→ **Stored records**:
▬▬▬▬▬▬▬▬▬▬

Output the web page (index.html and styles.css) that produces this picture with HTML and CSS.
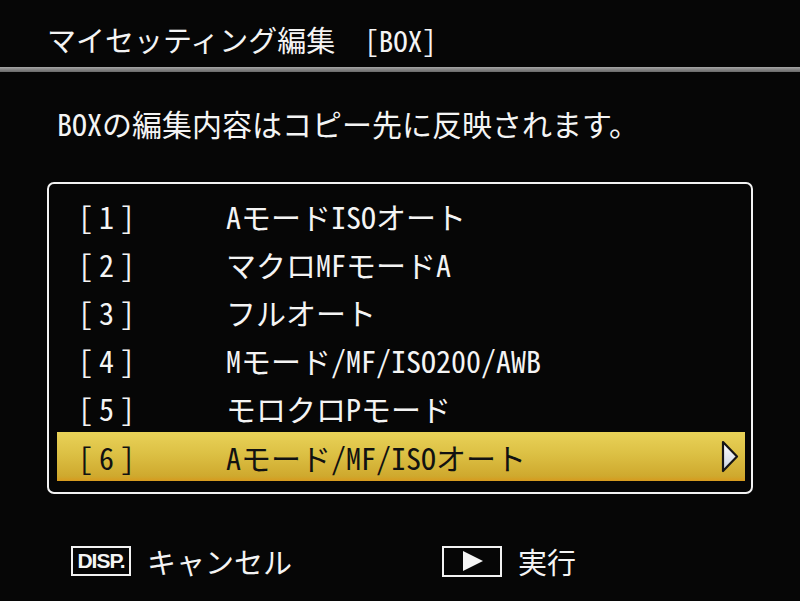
FILE: index.html
```html
<!DOCTYPE html>
<html lang="ja">
<head>
<meta charset="utf-8">
<title>マイセッティング編集 [BOX]</title>
<link rel="stylesheet" href="styles.css">
</head>
<body>
<div class="screen">
  <header class="title">マイセッティング編集　<span class="hw">[BOX]</span></header>
  <div class="rule"></div>
  <p class="note"><span class="hw">BOX</span>の編集内容はコピー先に反映されます。</p>
  <div class="list">
    <div class="row"><span class="num hw">[1]</span><span class="label"><span class="hw">A</span>モード<span class="hw">ISO</span>オート</span></div>
    <div class="row"><span class="num hw">[2]</span><span class="label">マクロ<span class="hw">MF</span>モード<span class="hw">A</span></span></div>
    <div class="row"><span class="num hw">[3]</span><span class="label">フルオート</span></div>
    <div class="row"><span class="num hw">[4]</span><span class="label"><span class="hw">M</span>モード<span class="hw">/MF/ISO200/AWB</span></span></div>
    <div class="row"><span class="num hw">[5]</span><span class="label">モロクロ<span class="hw">P</span>モード</span></div>
    <div class="row sel"><span class="num hw">[6]</span><span class="label"><span class="hw">A</span>モード<span class="hw">/MF/ISO</span>オート</span>
      <svg class="arrow" width="18" height="33" viewBox="0 0 18 33">
        <defs>
          <linearGradient id="ag" x1="0" y1="0" x2="0" y2="1">
            <stop offset="0" stop-color="#ffffff"/>
            <stop offset="1" stop-color="#c9d2e0"/>
          </linearGradient>
        </defs>
        <polygon points="2,2 16,16.5 2,31" fill="url(#ag)" stroke="#151515" stroke-width="2.2" stroke-linejoin="round"/>
      </svg>
    </div>
  </div>
  <footer class="foot">
    <div class="key"><span class="disp">DISP.</span><span class="keytext">キャンセル</span></div>
    <div class="key"><span class="play"><svg width="22" height="22" viewBox="0 0 22 22"><polygon points="1,1 21,11 1,21" fill="#f4f4f4"/></svg></span><span class="keytext">実行</span></div>
  </footer>
</div>
</body>
</html>
```
FILE: styles.css
```css
html, body {
  margin: 0;
  padding: 0;
  background: #050505;
}
body {
  color: #f4f4f4;
  font-family: "Noto Sans CJK JP", "Noto Sans", sans-serif;
}
.screen {
  width: 800px;
  height: 601px;
  overflow: hidden;
  background: #060606;
}
.hw {
  font-feature-settings: "hwid" 1;
}
.title {
  padding: 19px 0 0 47px;
  height: 41px;
  line-height: 40px;
  font-size: 29px;
  white-space: nowrap;
}
.rule {
  margin-top: 7px;
  height: 5px;
  background: linear-gradient(#a8a8a8, #8a8a8a 40%, #6a6a6a);
}
.note {
  margin: 31px 0 0 57px;
  line-height: 40px;
  font-size: 30px;
  white-space: nowrap;
}
.list {
  margin: 39px 0 0 47px;
  width: 688px;
  border: 2px solid #f2f2f2;
  border-radius: 7px;
  padding: 8px 6px 11px 8px;
  display: flex;
  flex-direction: column;
}
.row {
  height: 48px;
  display: flex;
  align-items: center;
  padding-left: 21px;
  font-size: 30px;
  white-space: nowrap;
}
.num {
  width: 148px;
  flex: none;
  letter-spacing: 6px;
}
.label {
  flex: 1;
}
.sel {
  height: 49px;
  color: #111;
  background: linear-gradient(#e9d258, #dcc044 45%, #cfa92e 90%, #d79a1e);
  padding-right: 6px;
}
.arrow {
  flex: none;
  display: block;
}
.foot {
  margin-top: 49px;
  display: flex;
  align-items: center;
  padding-left: 71px;
}
.key {
  display: flex;
  align-items: center;
}
.key + .key {
  margin-left: 150px;
}
.disp {
  box-sizing: border-box;
  width: 60px;
  height: 30px;
  border: 2px solid #f2f2f2;
  font-family: "Liberation Sans", sans-serif;
  font-weight: 700;
  font-size: 21px;
  letter-spacing: -1px;
  line-height: 26px;
  text-align: center;
}
.play {
  box-sizing: border-box;
  width: 60px;
  height: 31px;
  border: 2px solid #f2f2f2;
  display: flex;
  align-items: center;
  justify-content: center;
}
.play svg {
  display: block;
  margin-left: 2px;
}
.keytext {
  margin-left: 16px;
  font-size: 29px;
  line-height: 36px;
}
```
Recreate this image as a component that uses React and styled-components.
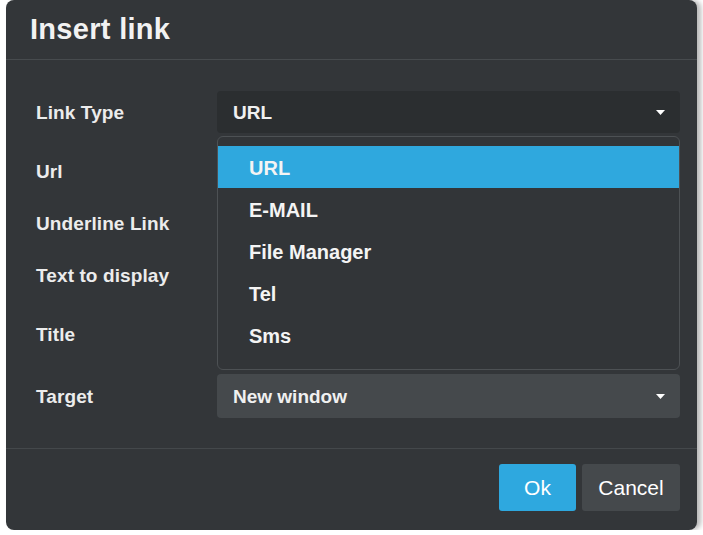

▬▬▬▬▬▬▬▬▬▬

→ **Task goal**: Repeat each entry exactly. Pictures do not belong in the copy.

→ **Solution**:
Output the web page (index.html and styles.css) that produces this picture with HTML and CSS.
FILE: index.html
```html
<!DOCTYPE html>
<html lang="ja">
<head>
<meta charset="utf-8">
<title>マイセッティング編集 [BOX]</title>
<link rel="stylesheet" href="styles.css">
</head>
<body>
<div class="screen">
  <header class="title">マイセッティング編集　<span class="hw">[BOX]</span></header>
  <div class="rule"></div>
  <p class="note"><span class="hw">BOX</span>の編集内容はコピー先に反映されます。</p>
  <div class="list">
    <div class="row"><span class="num hw">[1]</span><span class="label"><span class="hw">A</span>モード<span class="hw">ISO</span>オート</span></div>
    <div class="row"><span class="num hw">[2]</span><span class="label">マクロ<span class="hw">MF</span>モード<span class="hw">A</span></span></div>
    <div class="row"><span class="num hw">[3]</span><span class="label">フルオート</span></div>
    <div class="row"><span class="num hw">[4]</span><span class="label"><span class="hw">M</span>モード<span class="hw">/MF/ISO200/AWB</span></span></div>
    <div class="row"><span class="num hw">[5]</span><span class="label">モロクロ<span class="hw">P</span>モード</span></div>
    <div class="row sel"><span class="num hw">[6]</span><span class="label"><span class="hw">A</span>モード<span class="hw">/MF/ISO</span>オート</span>
      <svg class="arrow" width="18" height="33" viewBox="0 0 18 33">
        <defs>
          <linearGradient id="ag" x1="0" y1="0" x2="0" y2="1">
            <stop offset="0" stop-color="#ffffff"/>
            <stop offset="1" stop-color="#c9d2e0"/>
          </linearGradient>
        </defs>
        <polygon points="2,2 16,16.5 2,31" fill="url(#ag)" stroke="#151515" stroke-width="2.2" stroke-linejoin="round"/>
      </svg>
    </div>
  </div>
  <footer class="foot">
    <div class="key"><span class="disp">DISP.</span><span class="keytext">キャンセル</span></div>
    <div class="key"><span class="play"><svg width="22" height="22" viewBox="0 0 22 22"><polygon points="1,1 21,11 1,21" fill="#f4f4f4"/></svg></span><span class="keytext">実行</span></div>
  </footer>
</div>
</body>
</html>
```
FILE: styles.css
```css
html, body {
  margin: 0;
  padding: 0;
  background: #050505;
}
body {
  color: #f4f4f4;
  font-family: "Noto Sans CJK JP", "Noto Sans", sans-serif;
}
.screen {
  width: 800px;
  height: 601px;
  overflow: hidden;
  background: #060606;
}
.hw {
  font-feature-settings: "hwid" 1;
}
.title {
  padding: 19px 0 0 47px;
  height: 41px;
  line-height: 40px;
  font-size: 29px;
  white-space: nowrap;
}
.rule {
  margin-top: 7px;
  height: 5px;
  background: linear-gradient(#a8a8a8, #8a8a8a 40%, #6a6a6a);
}
.note {
  margin: 31px 0 0 57px;
  line-height: 40px;
  font-size: 30px;
  white-space: nowrap;
}
.list {
  margin: 39px 0 0 47px;
  width: 688px;
  border: 2px solid #f2f2f2;
  border-radius: 7px;
  padding: 8px 6px 11px 8px;
  display: flex;
  flex-direction: column;
}
.row {
  height: 48px;
  display: flex;
  align-items: center;
  padding-left: 21px;
  font-size: 30px;
  white-space: nowrap;
}
.num {
  width: 148px;
  flex: none;
  letter-spacing: 6px;
}
.label {
  flex: 1;
}
.sel {
  height: 49px;
  color: #111;
  background: linear-gradient(#e9d258, #dcc044 45%, #cfa92e 90%, #d79a1e);
  padding-right: 6px;
}
.arrow {
  flex: none;
  display: block;
}
.foot {
  margin-top: 49px;
  display: flex;
  align-items: center;
  padding-left: 71px;
}
.key {
  display: flex;
  align-items: center;
}
.key + .key {
  margin-left: 150px;
}
.disp {
  box-sizing: border-box;
  width: 60px;
  height: 30px;
  border: 2px solid #f2f2f2;
  font-family: "Liberation Sans", sans-serif;
  font-weight: 700;
  font-size: 21px;
  letter-spacing: -1px;
  line-height: 26px;
  text-align: center;
}
.play {
  box-sizing: border-box;
  width: 60px;
  height: 31px;
  border: 2px solid #f2f2f2;
  display: flex;
  align-items: center;
  justify-content: center;
}
.play svg {
  display: block;
  margin-left: 2px;
}
.keytext {
  margin-left: 16px;
  font-size: 29px;
  line-height: 36px;
}
```
Recreate this image as a component that uses React and styled-components.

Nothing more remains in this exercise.